Aim -
Of all the lines in the material below, how many include the string "components"? Give the number only.

Rows from a dataset of pages and code:
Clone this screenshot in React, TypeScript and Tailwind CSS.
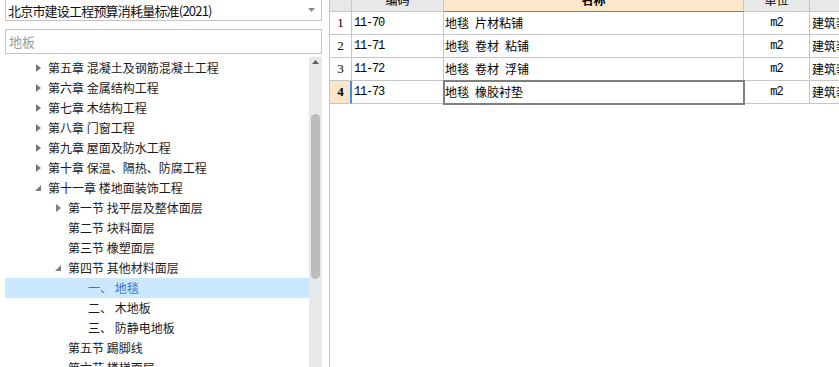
import React from 'react'

type Node = {
  depth: number
  arrow?: 'right' | 'down'
  text: string
  selected?: boolean
}

const tree: Node[] = [
  { depth: 1, arrow: 'right', text: '第五章 混凝土及钢筋混凝土工程' },
  { depth: 1, arrow: 'right', text: '第六章 金属结构工程' },
  { depth: 1, arrow: 'right', text: '第七章 木结构工程' },
  { depth: 1, arrow: 'right', text: '第八章 门窗工程' },
  { depth: 1, arrow: 'right', text: '第九章 屋面及防水工程' },
  { depth: 1, arrow: 'right', text: '第十章 保温、隔热、防腐工程' },
  { depth: 1, arrow: 'down', text: '第十一章 楼地面装饰工程' },
  { depth: 2, arrow: 'right', text: '第一节 找平层及整体面层' },
  { depth: 2, text: '第二节 块料面层' },
  { depth: 2, text: '第三节 橡塑面层' },
  { depth: 2, arrow: 'down', text: '第四节 其他材料面层' },
  { depth: 3, text: '一、 地毯', selected: true },
  { depth: 3, text: '二、 木地板' },
  { depth: 3, text: '三、 防静电地板' },
  { depth: 2, text: '第五节 踢脚线' },
  { depth: 2, text: '第六节 楼梯面层' },
]

// en spaces (\u2002) to get the wide gaps of the grid font
const rows = [
  { no: 1, code: '11-70', name: '地毯\u2002片材粘铺', unit: 'm2' },
  { no: 2, code: '11-71', name: '地毯\u2002卷材\u2002粘铺', unit: 'm2' },
  { no: 3, code: '11-72', name: '地毯\u2002卷材\u2002浮铺', unit: 'm2' },
  { no: 4, code: '11-73', name: '地毯\u2002橡胶衬垫', unit: 'm2' },
]

const indent: Record<number, string> = {
  1: 'pl-[23px]',
  2: 'pl-[43px]',
  3: 'pl-[63px]',
}

const Arrow = ({ dir }: { dir?: 'right' | 'down' }) => (
  <span className="w-5 h-5 flex items-center justify-center shrink-0">
    {dir === 'right' && (
      <svg width="5" height="8" viewBox="0 0 5 8">
        <path d="M0 0 L5 4 L0 8 Z" fill="#7b7b7b" />
      </svg>
    )}
    {dir === 'down' && (
      <svg width="6" height="6" viewBox="0 0 6 6">
        <path d="M6 0 L6 6 L0 6 Z" fill="#7b7b7b" />
      </svg>
    )}
  </span>
)

const cjk = "font-['Noto_Sans_CJK_SC','Noto_Sans',sans-serif]"

export default function App() {
  return (
    <div className={`w-[839px] h-[367px] overflow-hidden bg-white flex ${cjk}`}>
      {/* left: library tree */}
      <div className="w-[330px] shrink-0 border-r border-[#c6c6c6] flex flex-col">
        <div className="ml-[5px] mr-[7px] -mt-px h-[22px] border border-[#c4c4c4] flex items-center justify-between pl-[2px] pr-[6px]">
          <span className="text-[13px] text-[#111] leading-none tracking-[-0.8px]">
            北京市建设工程预算消耗量标准(2021)
          </span>
          <svg width="7" height="4" viewBox="0 0 7 4">
            <path d="M0 0 L7 0 L3.5 4 Z" fill="#8a8a8a" />
          </svg>
        </div>
        <div className="ml-[5px] mr-[7px] mt-[8px] h-[25px] border border-[#c4c4c4] flex items-center pl-[3px]">
          <span className="text-[13px] text-[#9c9c9c] leading-none">地板</span>
        </div>
        <div className="flex mt-[3px] flex-1 min-h-0">
          <div className="ml-[5px] w-[304px] pt-px flex flex-col">
            {tree.map((n, i) => (
              <div
                key={i}
                className={`h-5 shrink-0 flex items-center text-[12px] whitespace-pre ${indent[n.depth]} ${
                  n.selected ? 'bg-[#cce8ff] text-[#2b79d8]' : 'text-[#1b1b1b]'
                }`}
              >
                <Arrow dir={n.arrow} />
                <span className="leading-none">{n.text}</span>
              </div>
            ))}
          </div>
          <div className="w-[13px] bg-[#e8e8e8] flex flex-col items-center">
            <svg className="mt-[3px]" width="7" height="4" viewBox="0 0 7 4">
              <path d="M3.5 0 L7 4 L0 4 Z" fill="#606060" />
            </svg>
            <div className="mt-[50px] w-[9px] h-[165px] rounded-full bg-[#bcbcbc]" />
          </div>
        </div>
      </div>

      {/* right: quota table */}
      <div className="flex-1 min-w-0 overflow-hidden">
        <div className="grid grid-cols-[22px_92px_300px_66px_80px] -mt-[12px] text-[12px]">
          <div className="h-[24px] bg-[#e8e8e8] border-r border-b border-[#c6c6c6]" />
          <div className="h-[24px] bg-[#e8e8e8] border-r border-b border-[#c6c6c6] flex items-center justify-center">
            编码
          </div>
          <div className="h-[24px] bg-[#fee7ca] border-r border-b border-r-[#c6c6c6] border-b-[#3d8ee6] flex items-center justify-center font-bold">
            名称
          </div>
          <div className="h-[24px] bg-[#e8e8e8] border-r border-b border-[#c6c6c6] flex items-center justify-center">
            单位
          </div>
          <div className="h-[24px] bg-[#e8e8e8] border-b border-[#c6c6c6]" />

          {rows.map((r) => {
            const sel = r.no === 4
            return (
              <React.Fragment key={r.no}>
                <div
                  className={`h-[23px] border-r border-b flex items-center justify-center font-['Liberation_Serif',serif] text-[13px] ${
                    sel
                      ? 'bg-[#fde5c8] font-bold border-r-[#3d8ee6] border-b-[#c6c6c6] shadow-[inset_-1px_0_0_#3d8ee6]'
                      : 'border-[#c6c6c6]'
                  }`}
                >
                  {r.no}
                </div>
                <div className="h-[23px] border-r border-b border-[#c6c6c6] flex items-center pl-[2px] font-['Liberation_Mono',monospace] tracking-[-1.2px] text-[12px]">
                  {r.code}
                </div>
                <div
                  className={`h-[23px] border-r border-b border-[#c6c6c6] flex items-center pl-[1px] whitespace-pre ${
                    sel ? 'relative z-10 outline-2 outline-[#7f7f7f] -outline-offset-1' : ''
                  }`}
                >
                  {r.name}
                </div>
                <div className="h-[23px] border-r border-b border-[#c6c6c6] flex items-center justify-center font-['Liberation_Mono',monospace] tracking-[-1px]">
                  {r.unit}
                </div>
                <div className="h-[23px] border-b border-[#c6c6c6] flex items-center pl-[2px] whitespace-nowrap">
                  建筑装饰工程
                </div>
              </React.Fragment>
            )
          })}
        </div>
      </div>
    </div>
  )
}
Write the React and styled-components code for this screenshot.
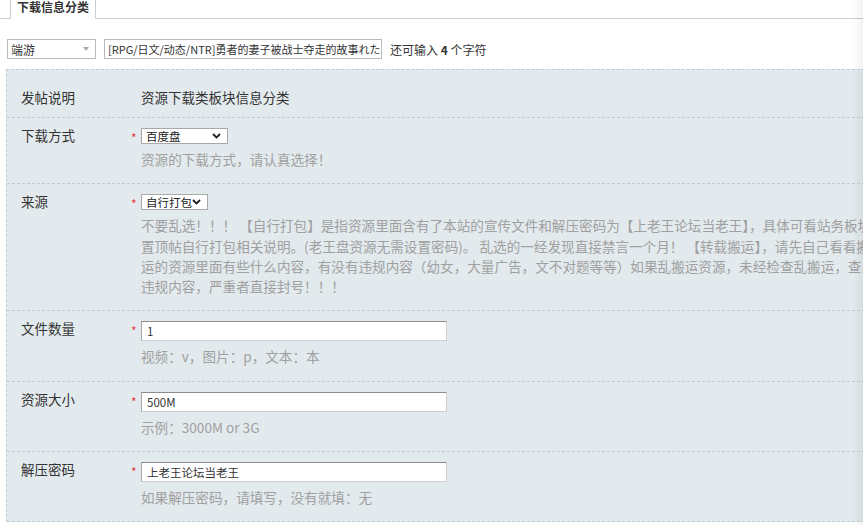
import React from 'react'
import styled, { createGlobalStyle } from 'styled-components'

const GlobalStyle = createGlobalStyle`
html, body {
  margin: 0;
  padding: 0;
  background: #fff;
  overflow: hidden;
}
body {
  font-family: "Noto Sans CJK SC", "Noto Sans", "Liberation Sans", sans-serif;
  color: #333;
}
`;

const Page = styled.div`
width: 1000px;
position: relative;
`;

const EdgeShade = styled.div`
position: fixed;
top: 0;
right: 0;
width: 10px;
height: 100%;
background: linear-gradient(to right, rgba(0,0,0,0), rgba(0,0,0,0.05));
pointer-events: none;
`;

const TabBar = styled.div`
display: flex;
margin-top: -7px;
padding-left: 10px;
border-bottom: 1px solid #cdcdcd;
`;

const Tab = styled.div`
background: #fff;
border: 1px solid #cdcdcd;
border-bottom: none;
margin-bottom: -1px;
padding: 0 6px;
line-height: 25px;
font-size: 12px;
font-weight: bold;
color: #333;
`;

const TitleRow = styled.div`
display: flex;
align-items: center;
gap: 8px;
padding: 20px 0 0 7px;
height: 20px;
`;

const TypeSelect = styled.div`
width: 78px;
height: 18px;
border: 1px solid #b9b9b9;
display: flex;
align-items: center;
justify-content: space-between;
padding: 0 6px 0 3px;
font-size: 12px;
color: #333;
background: #fff;
`;

const Caret = styled.span`
width: 0;
height: 0;
border-left: 3px solid transparent;
border-right: 3px solid transparent;
border-top: 4px solid #aaa;
`;

const TitleInput = styled.div`
width: 270px;
height: 18px;
padding: 0 3px;
border: 1px solid #b9b9b9;
font-size: 11px;
line-height: 18px;
white-space: nowrap;
overflow: hidden;
color: #333;
`;

const Counter = styled.span`
font-size: 12px;
color: #333;
b { font-weight: bold; }
`;

const Panel = styled.div`
margin: 10px 0 0 6px;
border-top: 1px dashed #c3ccd2;
border-left: 1px dashed #c3ccd2;
background: #e3eaee;
padding-top: 7px;
`;

const Row = styled.div`
display: grid;
grid-template-columns: 110px 10px 1fr;
padding: 10px 0 ${({ plain }) => (plain ? '10px' : '14px')} 14px;
border-bottom: 1px dashed #c3ccd2;
`;

const Label = styled.div`
font-size: 13.5px;
line-height: ${({ plain }) => (plain ? '20px' : '15px')};
color: #333;
`;

const Star = styled.span`
color: #e4393c;
font-size: 12px;
line-height: 14px;
padding-top: 3px;
`;

const Value = styled.div`
display: flex;
flex-direction: column;
align-items: flex-start;
font-size: 13.5px;
line-height: 20px;
color: #333;
`;

const SelectBox = styled.div`
width: ${({ w }) => w}px;
height: 16px;
box-sizing: border-box;
border: 1px solid #a9a9a9;
background: #fff;
display: flex;
align-items: center;
justify-content: space-between;
padding: 0 6px 0 4px;
font-size: 11.5px;
line-height: 14px;
color: #222;
white-space: nowrap;
`;

const Chevron = () => (
  <svg width="9" height="6" viewBox="0 0 9 6">
    <polyline points="1,1 4.5,4.5 8,1" fill="none" stroke="#222" strokeWidth="1.8" />
  </svg>
);

const TextInput = styled.input`
width: 306px;
height: 20px;
box-sizing: border-box;
border: 1px solid #d0d0d0;
border-top-color: #8c8c8c;
border-left-color: #a8a8a8;
font-size: 11.5px;
font-family: "Noto Sans CJK SC", sans-serif;
color: #333;
padding: 0 5px;
margin: 0;
outline: none;
`;

const Hint = styled.div`
margin-top: 5px;
font-size: 13.6px;
line-height: 20.3px;
height: ${({ lines = 1 }) => lines * 20.3}px;
color: #a0a0a0;
white-space: nowrap;
`;

const sourceNote = [
  '不要乱选！！！ 【自行打包】是指资源里面含有了本站的宣传文件和解压密码为【上老王论坛当老王】，具体可看站务板块',
  '置顶帖自行打包相关说明。(老王盘资源无需设置密码)。 乱选的一经发现直接禁言一个月！ 【转载搬运】，请先自己看看搬',
  '运的资源里面有些什么内容，有没有违规内容（幼女，大量广告，文不对题等等）如果乱搬运资源，未经检查乱搬运，查出',
  '违规内容，严重者直接封号！！！',
];

const fields = [
  { label: '文件数量', value: '1', hint: '视频：v，图片：p，文本：本' },
  { label: '资源大小', value: '500M', hint: '示例：3000M or 3G' },
  { label: '解压密码', value: '上老王论坛当老王', hint: '如果解压密码，请填写，没有就填：无' },
];

export default function App() {
  return (
    <Page>
      <GlobalStyle />
      <TabBar>
        <Tab>下载信息分类</Tab>
      </TabBar>
      <TitleRow>
        <TypeSelect>
          端游
          <Caret />
        </TypeSelect>
        <TitleInput>[RPG/日文/动态/NTR]勇者的妻子被战士夺走的故事れた鬪</TitleInput>
        <Counter>还可输入 <b>4</b> 个字符</Counter>
      </TitleRow>
      <Panel>
        <Row plain>
          <Label plain>发帖说明</Label>
          <span />
          <Value>资源下载类板块信息分类</Value>
        </Row>
        <Row>
          <Label>下载方式</Label>
          <Star>*</Star>
          <Value>
            <SelectBox w={87}>
              百度盘
              <Chevron />
            </SelectBox>
            <Hint>资源的下载方式，请认真选择！</Hint>
          </Value>
        </Row>
        <Row>
          <Label>来源</Label>
          <Star>*</Star>
          <Value>
            <SelectBox w={67}>
              自行打包
              <Chevron />
            </SelectBox>
            <Hint lines={sourceNote.length}>
              {sourceNote.map((line, i) => (
                <div key={i}>{line}</div>
              ))}
            </Hint>
          </Value>
        </Row>
        {fields.map((f) => (
          <Row key={f.label}>
            <Label>{f.label}</Label>
            <Star>*</Star>
            <Value>
              <TextInput defaultValue={f.value} />
              <Hint>{f.hint}</Hint>
            </Value>
          </Row>
        ))}
      </Panel>
      <EdgeShade />
    </Page>
  )
}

Worked answer -
2